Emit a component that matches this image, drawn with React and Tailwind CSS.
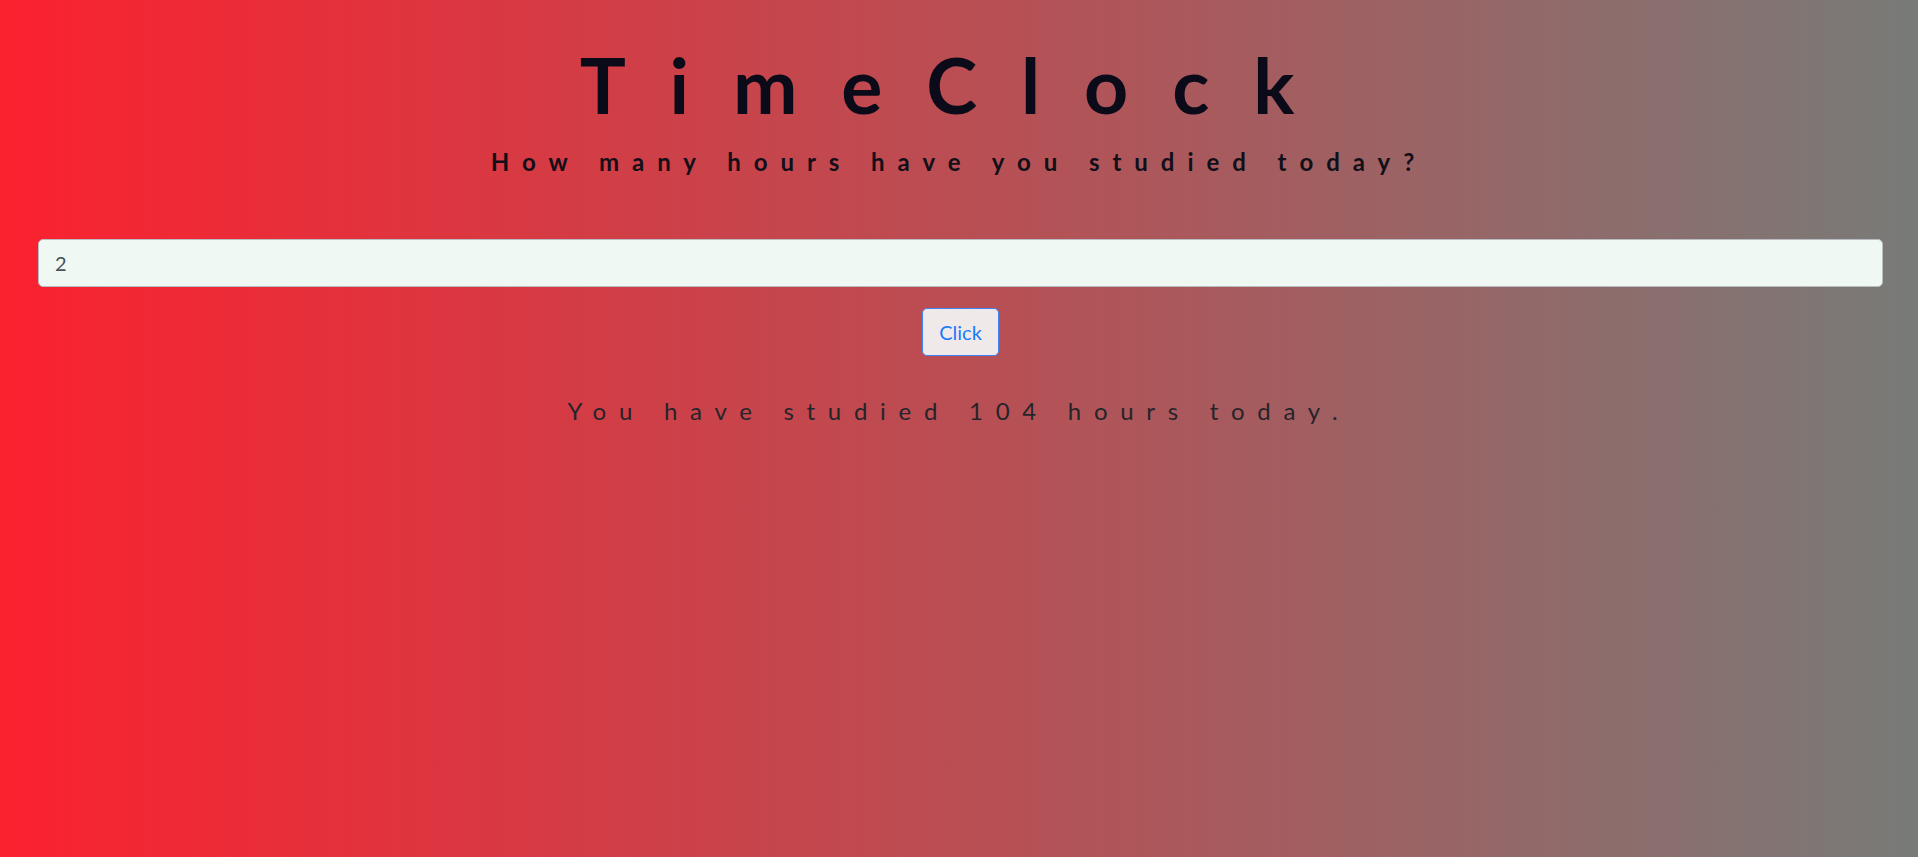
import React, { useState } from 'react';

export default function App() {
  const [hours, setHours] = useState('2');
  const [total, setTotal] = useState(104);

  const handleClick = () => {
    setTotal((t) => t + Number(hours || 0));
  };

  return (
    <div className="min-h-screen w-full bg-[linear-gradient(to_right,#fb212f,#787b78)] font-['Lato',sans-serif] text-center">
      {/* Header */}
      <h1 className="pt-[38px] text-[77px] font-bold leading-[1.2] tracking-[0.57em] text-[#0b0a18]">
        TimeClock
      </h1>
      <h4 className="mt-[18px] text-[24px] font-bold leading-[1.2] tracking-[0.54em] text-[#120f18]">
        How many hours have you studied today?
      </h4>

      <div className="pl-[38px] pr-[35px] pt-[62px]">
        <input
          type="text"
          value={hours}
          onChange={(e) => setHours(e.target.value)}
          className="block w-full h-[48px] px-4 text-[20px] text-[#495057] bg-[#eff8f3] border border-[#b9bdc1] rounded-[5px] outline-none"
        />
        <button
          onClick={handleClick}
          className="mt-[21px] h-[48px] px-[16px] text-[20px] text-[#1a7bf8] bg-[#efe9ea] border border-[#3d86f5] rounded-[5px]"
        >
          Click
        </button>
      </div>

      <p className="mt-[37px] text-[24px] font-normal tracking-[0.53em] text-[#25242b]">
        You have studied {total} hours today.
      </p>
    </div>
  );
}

◇ ◇ ◇ ◇ ◇

(WHAT IS ASKED) Without the images, write out each line of the data verbatim.

(ANSWER FOR THE TASK)
Emit a component that matches this image, drawn with React and Tailwind CSS.
import React, { useState } from 'react';

export default function App() {
  const [hours, setHours] = useState('2');
  const [total, setTotal] = useState(104);

  const handleClick = () => {
    setTotal((t) => t + Number(hours || 0));
  };

  return (
    <div className="min-h-screen w-full bg-[linear-gradient(to_right,#fb212f,#787b78)] font-['Lato',sans-serif] text-center">
      {/* Header */}
      <h1 className="pt-[38px] text-[77px] font-bold leading-[1.2] tracking-[0.57em] text-[#0b0a18]">
        TimeClock
      </h1>
      <h4 className="mt-[18px] text-[24px] font-bold leading-[1.2] tracking-[0.54em] text-[#120f18]">
        How many hours have you studied today?
      </h4>

      <div className="pl-[38px] pr-[35px] pt-[62px]">
        <input
          type="text"
          value={hours}
          onChange={(e) => setHours(e.target.value)}
          className="block w-full h-[48px] px-4 text-[20px] text-[#495057] bg-[#eff8f3] border border-[#b9bdc1] rounded-[5px] outline-none"
        />
        <button
          onClick={handleClick}
          className="mt-[21px] h-[48px] px-[16px] text-[20px] text-[#1a7bf8] bg-[#efe9ea] border border-[#3d86f5] rounded-[5px]"
        >
          Click
        </button>
      </div>

      <p className="mt-[37px] text-[24px] font-normal tracking-[0.53em] text-[#25242b]">
        You have studied {total} hours today.
      </p>
    </div>
  );
}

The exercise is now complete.